Kegamangan ini membuat kohesi dan kolektivitas mengendur dalam skuad MU, yang berpuncak saat laga melawan Liverpool itu.

Sejumlah kalangan menyebut Setan Merah lebih merupakan tim yang menghimpun pemain-pemain egois yang berlomba menunjukkan diri lebih baik, terutama setelah salah satu pesepakbola terbesar era ini, Cristiano Ronaldo, bergabung dengan mereka.

Di lain hal, harga mahal dan CV yang bagus saat bersama klub-klub sebelumnya seperti dimiliki Jadon Sancho dan Donny van De Beek pun bukan jaminan, karena mereka malah sering sama sekali tak dimainkan.

Akibatnya, melawan tim sekuat, sekompak dan sesolid Liverpool, skuad egoistis itu bagai bangunan berfondasi lemah sehingga begitu mudah dirobohkan.

Bayangkan, bagaimana jika kekalahan 0-5 itu terjadi pada masa Alex Ferguson atau Jose Mourinho.
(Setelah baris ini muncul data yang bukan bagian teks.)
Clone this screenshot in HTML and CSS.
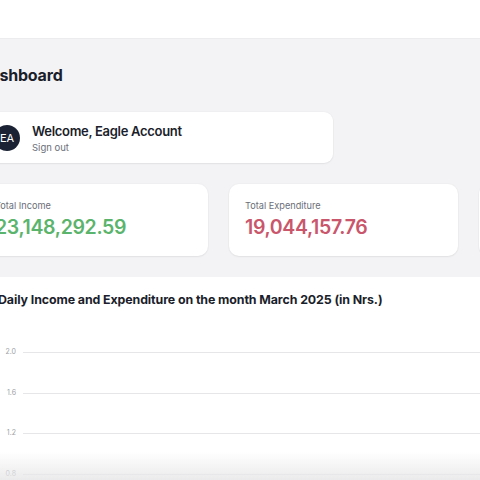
FILE: index.html
```html
<!DOCTYPE html>
<html>
<head>
<meta charset="utf-8">
<link rel="stylesheet" href="styles.css">
</head>
<body>
<header class="topbar"></header>
<main class="main">
  <div class="content">
    <h1 class="page-title">Dashboard</h1>
    <section class="welcome card">
      <div class="avatar">EA</div>
      <div class="welcome-text">
        <div class="welcome-name">Welcome, Eagle Account</div>
        <div class="signout">Sign out</div>
      </div>
    </section>
    <section class="stats">
      <div class="card stat">
        <div class="stat-label">Total Income</div>
        <div class="stat-value income">23,148,292.59</div>
      </div>
      <div class="card stat">
        <div class="stat-label">Total Expenditure</div>
        <div class="stat-value expense">19,044,157.76</div>
      </div>
      <div class="card stat">
        <div class="stat-label">Balance</div>
        <div class="stat-value">4,104,134.83</div>
      </div>
    </section>
    <section class="chart-card">
      <h2 class="chart-title">Daily Income and Expenditure on the month March 2025 (in Nrs.)</h2>
      <div class="chart">
        <div class="row"><span class="tick">2.0</span><span class="grid"></span></div>
        <div class="row"><span class="tick">1.6</span><span class="grid"></span></div>
        <div class="row"><span class="tick">1.2</span><span class="grid"></span></div>
        <div class="row"><span class="tick">0.8</span><span class="grid"></span></div>
      </div>
    </section>
  </div>
</main>
<div class="fade"></div>
</body>
</html>
```
FILE: styles.css
```css
* { box-sizing: border-box; }
html, body { margin: 0; padding: 0; }
body {
  font-family: Inter, "Noto Sans", "Liberation Sans", sans-serif;
  color: #1b1e2b;
  background: #f3f3f6;
  width: 480px;
  height: 480px;
  overflow: hidden;
}
.topbar {
  height: 39px;
  background: #ffffff;
  border-bottom: 1px solid #ececef;
}
.main {
  background: #f3f3f6;
}
.content {
  margin-left: -21px;
  width: 1100px;
  padding-top: 25px;
}
.page-title {
  margin: 0 0 26px 0;
  font-size: 16px;
  line-height: 22px;
  font-weight: 700;
  letter-spacing: -0.2px;
  color: #1b1e2b;
}
.card {
  background: #ffffff;
  border-radius: 9px;
  box-shadow: 0 1px 2px rgba(0,0,0,0.06), 0 0 0 1px rgba(0,0,0,0.015);
}
.welcome {
  width: 354px;
  height: 51px;
  display: flex;
  align-items: center;
  gap: 12px;
  padding: 0 15px;
  margin-bottom: 21px;
}
.avatar {
  width: 26px;
  height: 26px;
  border-radius: 50%;
  background: #1b2233;
  color: #ffffff;
  font-size: 11px;
  line-height: 26px;
  text-align: center;
  flex: none;
}
.welcome-text { display: flex; flex-direction: column; margin-top: 2px; }
.welcome-name {
  font-size: 13px;
  line-height: 17px;
  font-weight: 600;
  letter-spacing: -0.3px;
}
.signout {
  font-size: 9.5px;
  line-height: 13px;
  color: #6b6e78;
  margin-top: 1px;
}
.stats {
  display: grid;
  grid-template-columns: 229px 229px 229px;
  gap: 21px;
  margin-bottom: 21px;
}
.stat {
  height: 72px;
  padding: 15px 16px;
  border-radius: 10px;
}
.stat-label {
  font-size: 9.2px;
  line-height: 14px;
  color: #6b6e78;
}
.stat-value {
  font-size: 19.5px;
  line-height: 26px;
  font-weight: 600;
  letter-spacing: -0.35px;
  margin-top: 1px;
}
.income { color: #5bb46c; }
.expense { color: #c9566b; }
.chart-card {
  background: #ffffff;
  padding: 14px 20px 0 20px;
  height: 400px;
}
.chart-title {
  margin: 0 0 0 -1px;
  font-size: 12.4px;
  line-height: 18px;
  font-weight: 700;
  letter-spacing: -0.1px;
}
.chart {
  margin-top: 43px;
  display: grid;
  grid-auto-rows: 40.7px;
  margin-left: 1px;
}
.row {
  display: flex;
  align-items: flex-start;
  gap: 7px;
}
.tick {
  width: 16px;
  text-align: right;
  font-size: 7px;
  line-height: 8px;
  color: #9d9fa5;
  margin-top: -4px;
  flex: none;
}
.grid {
  flex: 1;
  border-top: 1px solid #e6e6e8;
}
.fade {
  position: fixed;
  left: 0;
  right: 0;
  bottom: 0;
  height: 28px;
  background: linear-gradient(to bottom, rgba(236,236,238,0), rgba(232,232,234,0.9));
  pointer-events: none;
}
```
Kedua orang ini bakal marah sejadi-jadinya, kalau perlu menendang apa pun yang ada di depannya ke arah pemain, seperti dilakukan Ferguson terhadap David Beckham dulu.

Tapi kini, yang terjadi malah pemain bersembunyi di belakang ketidakmampuan Solksjaer merehabilitasi barisan pertahanan dan dalam menjawab kritik atas pola seleksi pemain, visi dan strategi bermain.